In an interview with the ABC’s Hungry Beast, which aired last night, Conroy said applying ISP filters to high-traffic sites such as YouTube would slow down the internet, “so we’re currently in discussions with Google about … how we can work this through”. “What we’re saying is, well in Australia, these are our laws and we’d like you to apply our laws,” Conroy said.
“Google at the moment filters an enormous amount of material on behalf of the Chinese government; they filter an enormous amount of material on behalf of the Thai government.”

Given that most people react badly to Tony Abbott’s desire of us to be more like New Zealand, comparisons to Thailand and China in terms of freedom of speech and governance are pretty unsavy. Equally, it’s rather amazing and somewhat sad that a US Multi-National corporation is at the moment a better defender of free speech than our own Minister for Communications. That’ll boggle the noodles of more than a few anti-capitalist types.

However, the Government’s “talks” with Google about Youtube content however highlight an important and often ignored point. The internet filter will not just be blocking Porn, and deliberately. Much has already been made of sites accidentally turning up on the ACMA filter list, but the government is also going to include other topics which it considers offensive. Not content with already making discussions of methods of suicide illegal in 2005, we will now see such bans included in the filter, along with a range of material which is classified RC such as more general euthanasia discussions, drug harm minimization and anything that seemingly features petty crimes. You can talk about this in person, you soon won’t be able to do it online.

There is much online that is horrific and ought not be seen by children much less the rest of us. And it’s this “policing the internet’s wild west” claim that the government has made the heart of its filter policy argument. But it’s not 1995, corporations run the most popular websites on the internet for profit and as such much of the internet already is filtered to be family friendly, especially sites like Youtube. Indeed, the internet is much like your local shopping mall. There’s probably an adult store in a side street, and if you go down the right alley (or wrong depending on your views) you’ll find someone who can sell you drugs or will rough you up a bit. People don’t need to be put on rails to make sure they avoid these areas, they do so themselves already. Most filtering online is however done not through clumsy firewalls, but by site designers and maintainers working hard to keep their content as they intended. Youtube already is filtered. You can’t watch porn or extremely violent material on it, and they are very quick at removing anything that seems disturbing or illegal. Most people are exposed to far more graphic scenes on the nightly news than on Youtube. Yet it seems even the commitment and attention by one of the largest IT companies in the world to a clean video site is not enough for the Rudd Government. That ACMA will try but fail to capture all illegal websites, or occasionally blacklist legitimate sites can be put down as technical issues. However in going to Youtube the government has shown its hand that it is seeking to restrict material that is considered by the vast majority of the community within the range of distasteful but not harmful communication.

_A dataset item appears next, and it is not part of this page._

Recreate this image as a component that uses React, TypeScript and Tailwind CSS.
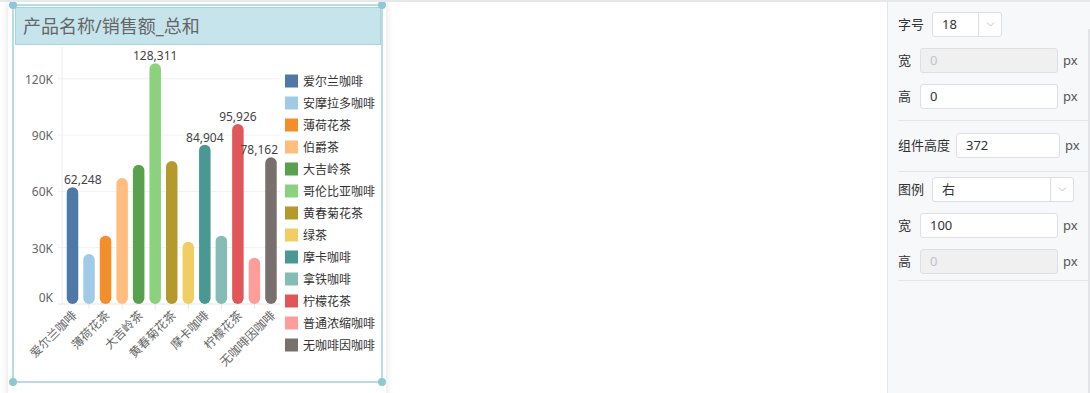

The only hope now is that the Coalition maintains its position and votes down the filter. The Greens are strongly against it, so as long as Abbott’s populist and combative instincts trump his conservative instincts (the Howard government discussed very similar measures during its own time) then there will be no filter. It’s important not to slide into hyperbole and see this as a step towards totalitarianism or any such nonsense. Likewise the idiots at Anonymous with their Denial of Service attacks on Australian government websites have only succeeded in pissing off many in the press/political watchers who similarly oppose the filter, and in giving the government an easy target to attack “those who oppose this are on the side of pornographers and criminals”. The government is responding to a public concern, but in a way that shows very little knowledge of the environment they are attempting to shape and scant regard for individual liberties or responsibility.
My guess is that the Coalition will vote down the bill if it comes up before the election, and Rudd will abandon it once the Greens get the balance of power in the senate. It will die a slow lingering death. However, pressure needs to be kept up on the Opposition to ensure they see voting it down as the popular option. Still, this bill is a stain on our political democracy, and historically against the Rudd government.